The book’s knottiest chapter is the last, on “Value,” in which Eagleton considers various criteria for what literary value might be and gleefully demolishes them all. Must good literature be groundbreakingly original? In that case, Eagleton points out, “we would be forced to deny the value of a great many literary works, from ancient pastoral and medieval mystery plays to sonnets and folk ballads.” Should literature speak to our everyday concerns? Balls to that: “If we are inspired only by literature that reflects our own interests, all reading becomes a form of narcissism. The point of turning to Rabelais or Aristophanes is as much to get outside our own heads as to delve more deeply into them.”
Nor, Eagleton demonstrates incisively, can we demand profundity (“There can be a superb art of the surface”) or coherence (“many an effective postmodern or avant-garde work is centerless and eclectic”), or richness of narrative (see Waiting for Godot). Nonetheless, he insists, there are criteria for determining literary value. The criteria are “public,” and embedded in the set of “social practices” known as “literary criticism.” It is thanks to the existence of such criteria that he is confident in pronouncing: “Dostoevsky is better than [John] Grisham in the sense that Tiger Woods is a better golfer than Lady Gaga.”
It is only when Eagleton wields his own positive criteria that things go awry: They seem to spring, unargued-for, from the same Romantic-influenced, individualist modernity about which he is elsewhere so sardonic. One signal virtue, it suddenly turns out, is spontaneity. Eagleton berates a passage from John Updike because “There is nothing spontaneous about it,” and laments of an extract from William Faulkner that it has “an air of spontaneity about it which is almost entirely fabricated.”
One wonders how Eagleton imagines that any paragraph composed by a serious writer could show a spontaneity that was unfabricated.
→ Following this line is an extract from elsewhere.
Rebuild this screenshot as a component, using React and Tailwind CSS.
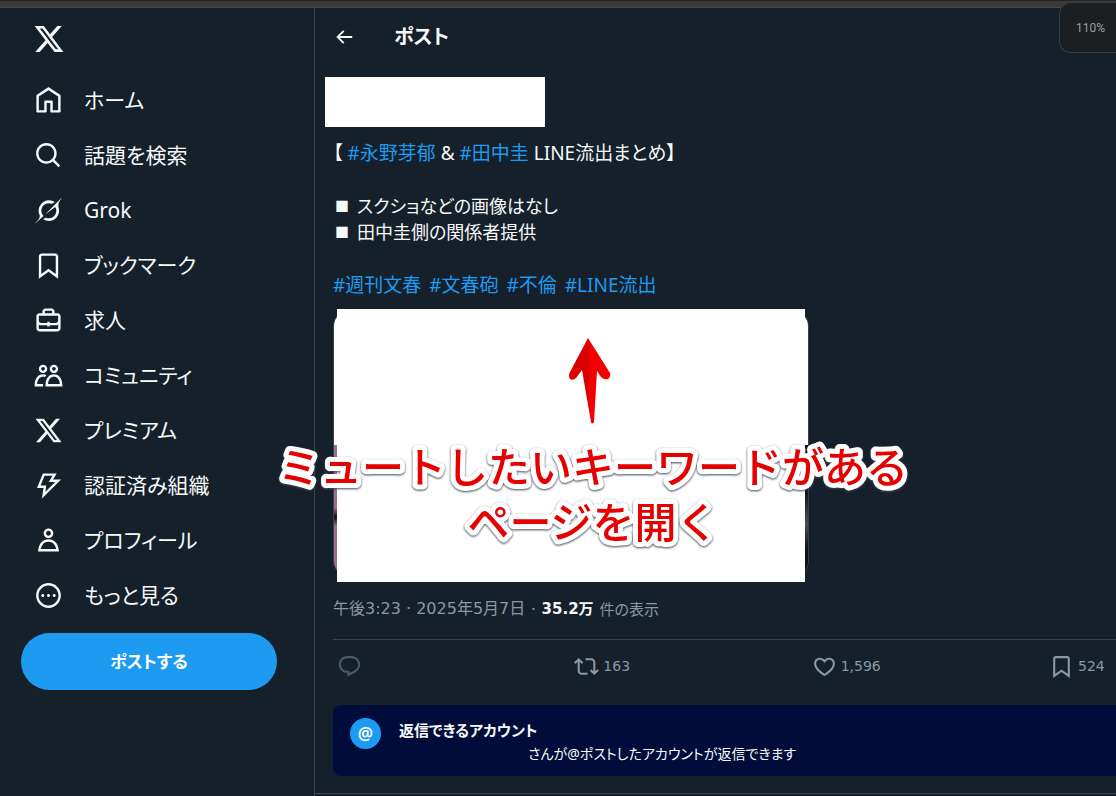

Fabrication is the name of the game. All airs of spontaneity, as well as any other literary effects, have to be carefully fabricated by their authors. Truly “spontaneous” writing must be that to which the author has given no thought at all, and so which is certain to be rubbish: the kind of stuff, perhaps, that writing gurus instruct their students to perpetrate for 10 minutes first thing in the morning to clear the mental pipes, but which is hardly meant for public consumption. All writing is a machine for the delivery of a time-delayed and space-shifted performance. The more spontaneous the machine’s assembly, the less reliable its functioning. One should trust “spontaneous” writing just as much as a spontaneously knocked-together motorcycle.
Things don’t improve much when Eagleton, discussing Evelyn Waugh, praises the “honesty” of his prose. What does this mean, in the context of people who are making things up? And one might very well share Eagleton’s judgment that Waugh is better than John Updike (as I do) without for a moment supposing (as Eagleton seems to imply) that Waugh is somehow any less concerned with choosing just the right words and arranging them in just the right order.
A literary-criticism virgin would be well served by this book’s account of what good criticism is not, and perhaps inspired by many of its tartly illuminating apercus on canonical dead authors. It would be a shame, though, if readers felt subsequently encouraged to judge writing according to its perceived qualities of “honesty” and “spontaneity.” Yet some such quibbles are probably inevitable with any general positive account of the virtues of literature. All good writing is fundamentally mysterious, even though its plumbing lies in plain view. Flann O’Brien, to the opening of whose The Third Policeman Eagleton devotes some admiring sentences, can make you burst out laughing with the right word in the right place, but it’s difficult to explain exactly why. Perhaps the most you can do is to point it out and invite others to laugh with you.